• **Given task**: Among the lines of these entries, how many hold the word "image"? State only the number.

━━ Records provided

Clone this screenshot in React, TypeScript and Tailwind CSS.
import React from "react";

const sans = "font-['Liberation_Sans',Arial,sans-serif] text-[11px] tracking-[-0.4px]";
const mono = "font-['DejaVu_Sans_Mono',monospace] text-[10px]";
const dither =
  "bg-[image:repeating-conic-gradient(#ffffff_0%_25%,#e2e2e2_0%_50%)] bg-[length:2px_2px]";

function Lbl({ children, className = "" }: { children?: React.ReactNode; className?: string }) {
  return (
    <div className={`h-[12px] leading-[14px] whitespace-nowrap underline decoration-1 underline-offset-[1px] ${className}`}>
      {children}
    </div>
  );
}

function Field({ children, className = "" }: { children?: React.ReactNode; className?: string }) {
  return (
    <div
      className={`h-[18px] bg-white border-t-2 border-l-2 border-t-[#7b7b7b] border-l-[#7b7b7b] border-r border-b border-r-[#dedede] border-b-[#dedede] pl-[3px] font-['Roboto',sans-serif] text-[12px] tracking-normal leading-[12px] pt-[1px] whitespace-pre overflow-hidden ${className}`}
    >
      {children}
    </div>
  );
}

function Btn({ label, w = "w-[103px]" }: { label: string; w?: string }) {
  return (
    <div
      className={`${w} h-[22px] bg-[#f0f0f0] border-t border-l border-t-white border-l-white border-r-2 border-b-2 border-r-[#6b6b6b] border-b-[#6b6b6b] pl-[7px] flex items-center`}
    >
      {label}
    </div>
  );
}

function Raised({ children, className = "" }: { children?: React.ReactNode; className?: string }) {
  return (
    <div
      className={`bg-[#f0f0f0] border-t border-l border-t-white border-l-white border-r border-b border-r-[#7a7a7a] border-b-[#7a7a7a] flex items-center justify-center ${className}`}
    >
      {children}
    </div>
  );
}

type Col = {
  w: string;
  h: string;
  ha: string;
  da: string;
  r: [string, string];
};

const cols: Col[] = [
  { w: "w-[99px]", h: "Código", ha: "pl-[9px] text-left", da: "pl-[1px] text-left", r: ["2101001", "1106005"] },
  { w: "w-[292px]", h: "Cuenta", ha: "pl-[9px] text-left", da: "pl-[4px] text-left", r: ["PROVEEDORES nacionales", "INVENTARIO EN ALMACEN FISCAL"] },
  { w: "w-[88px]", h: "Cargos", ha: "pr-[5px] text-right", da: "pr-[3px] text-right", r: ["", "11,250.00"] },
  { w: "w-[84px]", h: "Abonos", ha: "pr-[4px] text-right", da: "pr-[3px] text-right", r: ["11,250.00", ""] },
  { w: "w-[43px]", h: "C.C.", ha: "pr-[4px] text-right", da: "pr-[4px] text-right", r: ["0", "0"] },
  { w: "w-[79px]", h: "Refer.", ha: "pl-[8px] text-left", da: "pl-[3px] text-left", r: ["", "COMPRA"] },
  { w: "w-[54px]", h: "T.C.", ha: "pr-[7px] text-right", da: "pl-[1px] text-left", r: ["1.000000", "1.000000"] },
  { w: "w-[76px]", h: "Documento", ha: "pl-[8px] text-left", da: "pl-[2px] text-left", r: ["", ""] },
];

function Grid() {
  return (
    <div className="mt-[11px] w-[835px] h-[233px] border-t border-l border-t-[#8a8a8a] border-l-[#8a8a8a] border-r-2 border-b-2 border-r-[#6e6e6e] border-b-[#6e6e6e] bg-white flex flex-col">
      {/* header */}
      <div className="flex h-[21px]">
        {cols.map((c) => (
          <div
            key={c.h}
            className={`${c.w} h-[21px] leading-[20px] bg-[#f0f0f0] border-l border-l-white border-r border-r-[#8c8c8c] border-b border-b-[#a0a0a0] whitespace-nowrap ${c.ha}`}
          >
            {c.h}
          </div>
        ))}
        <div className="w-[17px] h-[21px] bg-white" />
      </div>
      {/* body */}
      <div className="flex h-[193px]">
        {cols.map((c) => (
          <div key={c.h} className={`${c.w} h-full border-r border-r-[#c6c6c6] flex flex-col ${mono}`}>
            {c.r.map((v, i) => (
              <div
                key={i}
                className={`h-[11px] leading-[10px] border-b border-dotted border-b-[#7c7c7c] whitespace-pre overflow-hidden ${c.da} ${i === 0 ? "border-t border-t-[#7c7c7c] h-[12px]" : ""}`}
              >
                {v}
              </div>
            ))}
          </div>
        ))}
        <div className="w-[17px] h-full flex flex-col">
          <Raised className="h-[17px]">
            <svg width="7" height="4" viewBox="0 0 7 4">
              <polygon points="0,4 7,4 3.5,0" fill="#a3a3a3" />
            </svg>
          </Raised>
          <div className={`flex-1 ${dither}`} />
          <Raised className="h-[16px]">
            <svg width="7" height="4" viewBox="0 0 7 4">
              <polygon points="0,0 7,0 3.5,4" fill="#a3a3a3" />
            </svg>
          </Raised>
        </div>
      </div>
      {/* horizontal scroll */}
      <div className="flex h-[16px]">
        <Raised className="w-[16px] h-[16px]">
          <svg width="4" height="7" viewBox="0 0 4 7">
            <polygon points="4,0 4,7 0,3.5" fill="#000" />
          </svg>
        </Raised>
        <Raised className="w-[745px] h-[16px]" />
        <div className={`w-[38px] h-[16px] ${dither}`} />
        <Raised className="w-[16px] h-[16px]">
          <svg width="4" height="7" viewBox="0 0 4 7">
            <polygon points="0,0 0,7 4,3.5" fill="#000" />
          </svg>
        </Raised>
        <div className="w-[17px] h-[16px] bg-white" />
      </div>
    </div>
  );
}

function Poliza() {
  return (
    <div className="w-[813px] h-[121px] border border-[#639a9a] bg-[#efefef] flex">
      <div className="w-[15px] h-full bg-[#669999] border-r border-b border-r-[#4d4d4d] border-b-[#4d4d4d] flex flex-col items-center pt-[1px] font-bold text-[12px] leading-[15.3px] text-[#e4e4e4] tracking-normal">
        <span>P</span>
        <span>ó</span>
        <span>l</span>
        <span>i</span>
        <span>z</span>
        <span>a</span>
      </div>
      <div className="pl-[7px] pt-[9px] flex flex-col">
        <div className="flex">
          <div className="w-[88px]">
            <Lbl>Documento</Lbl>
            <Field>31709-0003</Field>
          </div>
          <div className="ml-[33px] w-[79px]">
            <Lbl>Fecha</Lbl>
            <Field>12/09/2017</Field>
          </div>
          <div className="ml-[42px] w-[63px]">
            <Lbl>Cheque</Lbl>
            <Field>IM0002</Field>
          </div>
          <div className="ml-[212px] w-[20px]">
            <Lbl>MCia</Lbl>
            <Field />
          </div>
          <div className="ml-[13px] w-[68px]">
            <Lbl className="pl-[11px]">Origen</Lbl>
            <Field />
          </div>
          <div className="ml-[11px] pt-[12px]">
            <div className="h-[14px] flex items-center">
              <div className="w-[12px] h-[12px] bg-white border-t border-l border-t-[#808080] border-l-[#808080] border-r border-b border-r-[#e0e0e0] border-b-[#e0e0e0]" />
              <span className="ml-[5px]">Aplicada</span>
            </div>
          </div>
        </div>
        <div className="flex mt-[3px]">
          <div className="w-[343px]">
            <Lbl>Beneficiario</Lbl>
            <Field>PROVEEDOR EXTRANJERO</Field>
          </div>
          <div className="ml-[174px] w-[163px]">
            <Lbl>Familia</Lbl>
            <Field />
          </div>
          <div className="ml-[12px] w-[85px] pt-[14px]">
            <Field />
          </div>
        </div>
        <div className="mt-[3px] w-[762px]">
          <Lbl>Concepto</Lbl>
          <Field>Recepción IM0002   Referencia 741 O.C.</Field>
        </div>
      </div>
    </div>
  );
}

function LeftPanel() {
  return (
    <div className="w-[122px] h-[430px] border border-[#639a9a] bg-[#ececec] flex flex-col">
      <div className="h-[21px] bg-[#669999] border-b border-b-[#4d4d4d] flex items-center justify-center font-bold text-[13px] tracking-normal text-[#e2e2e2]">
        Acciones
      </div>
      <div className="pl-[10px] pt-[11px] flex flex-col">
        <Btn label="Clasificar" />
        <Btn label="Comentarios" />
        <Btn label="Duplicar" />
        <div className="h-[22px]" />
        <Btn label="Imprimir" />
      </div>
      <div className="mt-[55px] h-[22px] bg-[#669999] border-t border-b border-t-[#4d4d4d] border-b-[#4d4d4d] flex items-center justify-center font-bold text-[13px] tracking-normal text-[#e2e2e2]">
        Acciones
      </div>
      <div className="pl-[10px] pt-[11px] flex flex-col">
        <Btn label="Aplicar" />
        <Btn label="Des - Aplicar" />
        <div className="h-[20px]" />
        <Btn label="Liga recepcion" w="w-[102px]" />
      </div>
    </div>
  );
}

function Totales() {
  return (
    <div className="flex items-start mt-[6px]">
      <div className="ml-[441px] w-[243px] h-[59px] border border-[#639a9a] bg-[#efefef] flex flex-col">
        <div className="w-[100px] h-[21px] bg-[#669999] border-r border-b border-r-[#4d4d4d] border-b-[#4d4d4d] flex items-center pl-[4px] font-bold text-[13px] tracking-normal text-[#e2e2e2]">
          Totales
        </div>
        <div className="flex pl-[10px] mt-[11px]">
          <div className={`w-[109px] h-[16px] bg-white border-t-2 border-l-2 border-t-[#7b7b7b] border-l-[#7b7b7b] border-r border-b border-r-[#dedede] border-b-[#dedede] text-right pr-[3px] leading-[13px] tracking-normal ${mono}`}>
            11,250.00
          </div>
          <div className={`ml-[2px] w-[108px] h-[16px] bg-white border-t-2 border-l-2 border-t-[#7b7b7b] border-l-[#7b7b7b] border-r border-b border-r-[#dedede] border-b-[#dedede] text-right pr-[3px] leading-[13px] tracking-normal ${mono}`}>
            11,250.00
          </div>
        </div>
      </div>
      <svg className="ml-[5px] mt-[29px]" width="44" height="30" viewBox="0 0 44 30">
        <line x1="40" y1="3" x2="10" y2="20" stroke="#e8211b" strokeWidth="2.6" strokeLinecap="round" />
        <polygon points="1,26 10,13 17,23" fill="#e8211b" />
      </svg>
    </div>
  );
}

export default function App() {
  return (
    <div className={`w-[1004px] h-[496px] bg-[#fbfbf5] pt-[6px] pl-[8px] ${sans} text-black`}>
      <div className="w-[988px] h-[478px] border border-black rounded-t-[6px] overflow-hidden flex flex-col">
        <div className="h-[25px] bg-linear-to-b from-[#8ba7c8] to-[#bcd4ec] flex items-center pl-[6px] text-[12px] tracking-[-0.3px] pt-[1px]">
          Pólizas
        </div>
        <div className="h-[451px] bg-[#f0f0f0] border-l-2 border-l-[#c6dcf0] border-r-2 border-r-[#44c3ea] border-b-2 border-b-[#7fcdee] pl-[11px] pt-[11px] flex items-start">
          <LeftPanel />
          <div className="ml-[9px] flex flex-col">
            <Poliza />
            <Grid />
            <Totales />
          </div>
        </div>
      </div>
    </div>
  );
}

━━━━
━━ Records provided

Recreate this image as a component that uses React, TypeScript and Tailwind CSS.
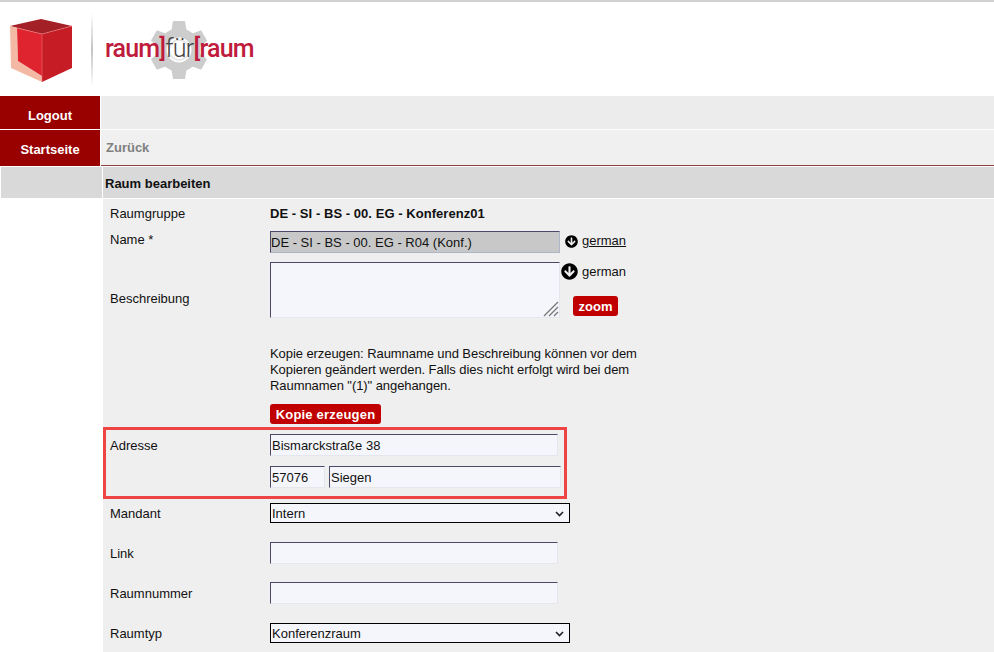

━━━━
━━ Records provided

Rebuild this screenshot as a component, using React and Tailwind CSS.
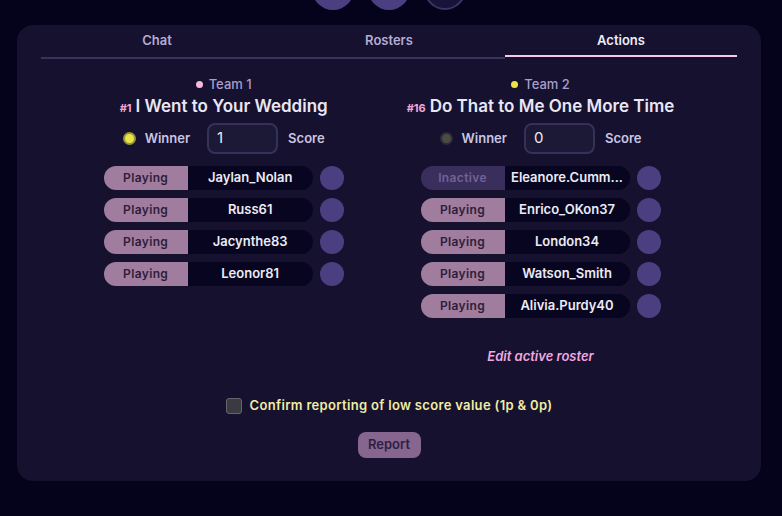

━━━━

• **Right answer**: 2